-------- Supplied material

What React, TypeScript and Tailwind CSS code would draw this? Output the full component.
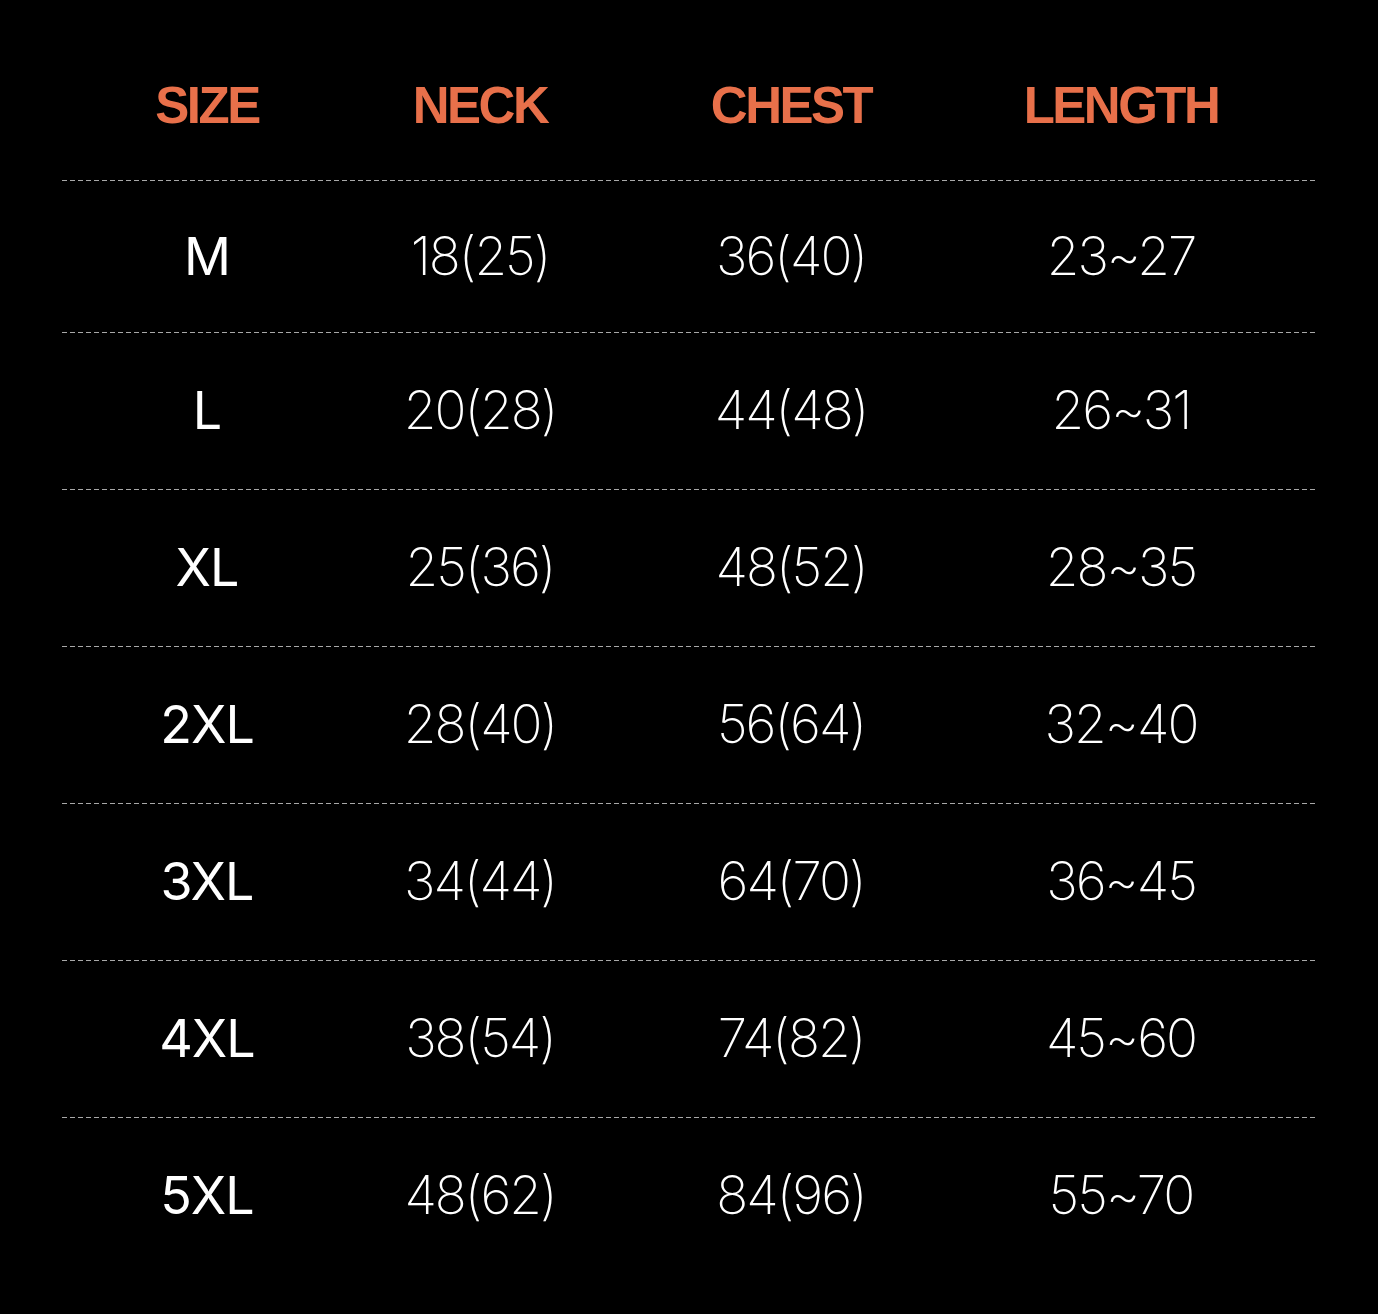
const rows = [
  { size: "M", neck: "18(25)", chest: "36(40)", length: "23~27" },
  { size: "L", neck: "20(28)", chest: "44(48)", length: "26~31" },
  { size: "XL", neck: "25(36)", chest: "48(52)", length: "28~35" },
  { size: "2XL", neck: "28(40)", chest: "56(64)", length: "32~40" },
  { size: "3XL", neck: "34(44)", chest: "64(70)", length: "36~45" },
  { size: "4XL", neck: "38(54)", chest: "74(82)", length: "45~60" },
  { size: "5XL", neck: "48(62)", chest: "84(96)", length: "55~70" },
];

const cols = "grid grid-cols-[290px_256px_366px_294px]";

function Divider() {
  return (
    <div className="h-px w-full bg-[repeating-linear-gradient(90deg,#a8a8a8_0px,#a8a8a8_5px,transparent_5px,transparent_8px)]" />
  );
}

export default function App() {
  return (
    <div className="min-h-[1314px] w-full bg-black pl-[62px] pr-[62px] font-['Inter','Noto_Sans',sans-serif]">
      <div className={`${cols} h-[180px] items-center pt-[32px] text-[51px] font-bold tracking-[-2.5px] text-[#e8704a] font-['Liberation_Sans',sans-serif]`}>
        <div className="text-center">SIZE</div>
        <div className="text-center">NECK</div>
        <div className="text-center">CHEST</div>
        <div className="text-center">LENGTH</div>
      </div>
      {rows.map((r, i) => (
        <div key={r.size}>
          <Divider />
          <div className={`${cols} items-center ${i === 0 ? "h-[151px]" : "h-[156px]"}`}>
            <div className="text-center text-[52px] font-normal tracking-[-1px] text-white">{r.size}</div>
            <div className="text-center text-[53px] font-[200] tracking-[-2px] text-white">{r.neck}</div>
            <div className="text-center text-[53px] font-[200] tracking-[-2px] text-white">{r.chest}</div>
            <div className="text-center text-[53px] font-[200] tracking-[-2px] text-white">{r.length}</div>
          </div>
        </div>
      ))}
    </div>
  );
}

----------------

## The task
Return each line from the material above exactly, but not the pictures.

## Result for this task
What React, TypeScript and Tailwind CSS code would draw this? Output the full component.
const rows = [
  { size: "M", neck: "18(25)", chest: "36(40)", length: "23~27" },
  { size: "L", neck: "20(28)", chest: "44(48)", length: "26~31" },
  { size: "XL", neck: "25(36)", chest: "48(52)", length: "28~35" },
  { size: "2XL", neck: "28(40)", chest: "56(64)", length: "32~40" },
  { size: "3XL", neck: "34(44)", chest: "64(70)", length: "36~45" },
  { size: "4XL", neck: "38(54)", chest: "74(82)", length: "45~60" },
  { size: "5XL", neck: "48(62)", chest: "84(96)", length: "55~70" },
];

const cols = "grid grid-cols-[290px_256px_366px_294px]";

function Divider() {
  return (
    <div className="h-px w-full bg-[repeating-linear-gradient(90deg,#a8a8a8_0px,#a8a8a8_5px,transparent_5px,transparent_8px)]" />
  );
}

export default function App() {
  return (
    <div className="min-h-[1314px] w-full bg-black pl-[62px] pr-[62px] font-['Inter','Noto_Sans',sans-serif]">
      <div className={`${cols} h-[180px] items-center pt-[32px] text-[51px] font-bold tracking-[-2.5px] text-[#e8704a] font-['Liberation_Sans',sans-serif]`}>
        <div className="text-center">SIZE</div>
        <div className="text-center">NECK</div>
        <div className="text-center">CHEST</div>
        <div className="text-center">LENGTH</div>
      </div>
      {rows.map((r, i) => (
        <div key={r.size}>
          <Divider />
          <div className={`${cols} items-center ${i === 0 ? "h-[151px]" : "h-[156px]"}`}>
            <div className="text-center text-[52px] font-normal tracking-[-1px] text-white">{r.size}</div>
            <div className="text-center text-[53px] font-[200] tracking-[-2px] text-white">{r.neck}</div>
            <div className="text-center text-[53px] font-[200] tracking-[-2px] text-white">{r.chest}</div>
            <div className="text-center text-[53px] font-[200] tracking-[-2px] text-white">{r.length}</div>
          </div>
        </div>
      ))}
    </div>
  );
}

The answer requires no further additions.